In relevance to the Brown v. the Board of Education case, schools have been

integrated, yet only to a certain extent. For example, public schools consist of both black

children and white children; however, a majority of private Catholic schools are white

children. On the other hand, there are certain schools that are mostly blacks. Even in

certain areas of the United States, there are a majority of a particular race. It deals in part

with the amount of money and education that are available to them. For example, most

private Catholic schools are predominantly whites because white families have better

opportunities to afford private school education for their children. On the other hand,

black families have lesser opportunities for their children to receive private school

educations.
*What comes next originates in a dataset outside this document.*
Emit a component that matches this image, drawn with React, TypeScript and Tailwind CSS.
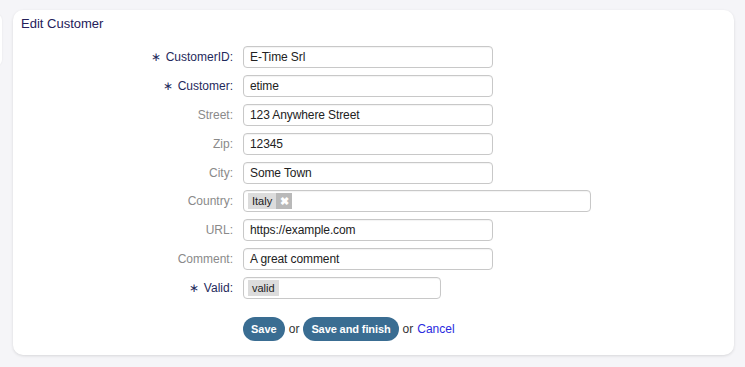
import React from "react";

type Row = { label: string; required?: boolean; value?: string; kind?: "text" | "country" | "valid" };

const rows: Row[] = [
  { label: "CustomerID:", required: true, value: "E-Time Srl" },
  { label: "Customer:", required: true, value: "etime" },
  { label: "Street:", value: "123 Anywhere Street" },
  { label: "Zip:", value: "12345" },
  { label: "City:", value: "Some Town" },
  { label: "Country:", kind: "country" },
  { label: "URL:", value: "https://example.com" },
  { label: "Comment:", value: "A great comment" },
  { label: "Valid:", required: true, kind: "valid" },
];

function Field({ row }: { row: Row }) {
  if (row.kind === "country") {
    return (
      <div className="w-[348px] h-[22px] border border-[#c8c8c8] rounded-[4px] bg-white flex items-center pl-[4px] shadow-[inset_0_1px_1px_rgba(0,0,0,0.05)]">
        <span className="flex items-stretch h-[16px]">
          <span className="bg-[#dcdcdc] text-[#222] text-[11px] leading-[16px] px-[4px]">Italy</span>
          <span className="bg-[#b9b9b9] w-[16px] flex items-center justify-center text-white text-[11px] font-bold leading-none">✖</span>
        </span>
      </div>
    );
  }
  if (row.kind === "valid") {
    return (
      <div className="w-[198px] h-[22px] border border-[#c8c8c8] rounded-[4px] bg-white flex items-center pl-[4px] shadow-[inset_0_1px_1px_rgba(0,0,0,0.05)]">
        <span className="bg-[#dcdcdc] text-[#222] text-[11px] leading-[16px] px-[4px]">valid</span>
      </div>
    );
  }
  return (
    <div className="w-[250px] h-[22px] border border-[#c8c8c8] rounded-[4px] bg-white flex items-center px-[6px] text-[12px] tracking-[-0.1px] text-[#222] shadow-[inset_0_1px_1px_rgba(0,0,0,0.05)]">
      {row.value}
    </div>
  );
}

export default function App() {
  return (
    <div className="w-[745px] h-[367px] bg-[#f5f5f8] relative overflow-hidden pt-[10px] pl-[13px]" style={{ fontFamily: '"Liberation Sans", Arial, sans-serif' }}>
      <div className="absolute left-[-12px] top-[14px] w-[14px] h-[52px] bg-white rounded-[6px] shadow-[0_0_2px_rgba(0,0,0,0.08)]" />
      <div className="w-[721px] h-[345px] bg-white rounded-[10px] shadow-[0_1px_3px_rgba(0,0,0,0.12)] pt-[6px]">
        <div className="pl-[8px] text-[13px] leading-[16px] text-[#25205a]">Edit Customer</div>
        <div className="mt-[14px] flex flex-col gap-[6.9px]">
          {rows.map((r) => (
            <div key={r.label} className="flex items-center h-[22px]">
              <div className={`w-[220px] text-right text-[12px] ${r.required ? "text-[#1f2a5c]" : "text-[#8a8a8a]"}`}>
                {r.required && <span className="mr-[5px] text-[12px]">∗</span>}
                {r.label}
              </div>
              <div className="ml-[10px]">
                <Field row={r} />
              </div>
            </div>
          ))}
        </div>
        <div className="mt-[18px] ml-[230px] flex items-center text-[12px] text-[#333]">
          <span className="h-[24px] px-[8px] rounded-full bg-[#3a6d92] text-white text-[11px] font-bold flex items-center">Save</span>
          <span className="mx-[4px]">or</span>
          <span className="h-[24px] px-[8px] rounded-full bg-[#3a6d92] text-white text-[11px] font-bold tracking-[-0.1px] flex items-center">Save and finish</span>
          <span className="mx-[4px]">or</span>
          <span className="text-[#2a2ae0]">Cancel</span>
        </div>
      </div>
    </div>
  );
}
On the other hand, there have been advantages of blacks over whites due to

specific factors. For example, professional basketball teams and other sports teams are

predominantly black males due to the fact that blacks have better opportunities for sport

playing than do white males.

This shows that racial discrimination still exists to a certain degree in America

today. Blacks might not be seen as slaves, yet they are inferior in some ways to white

and whites can also be seen as inferior to blacks. It is not so much an issue of

discrimination, yet it is more an issue of inequality. Inequality and to some degree

hostility between blacks and whites has still not completely vanished in America.

Works Cited

1. Dershowitz, Alan M. America on Trial. New York: Warner Books, 2004.

2. Morin, Isobel V. Women Who Reformed Politics. Minneapolis: The Oliver Press, Inc., 1994.

3. Knappman, Edward W. Great American Trials. New England: Visible Ink Press, 1994.

4. McClenaghan, William A. American Government. Massachusetts: Mary Magruder Smith, 2001.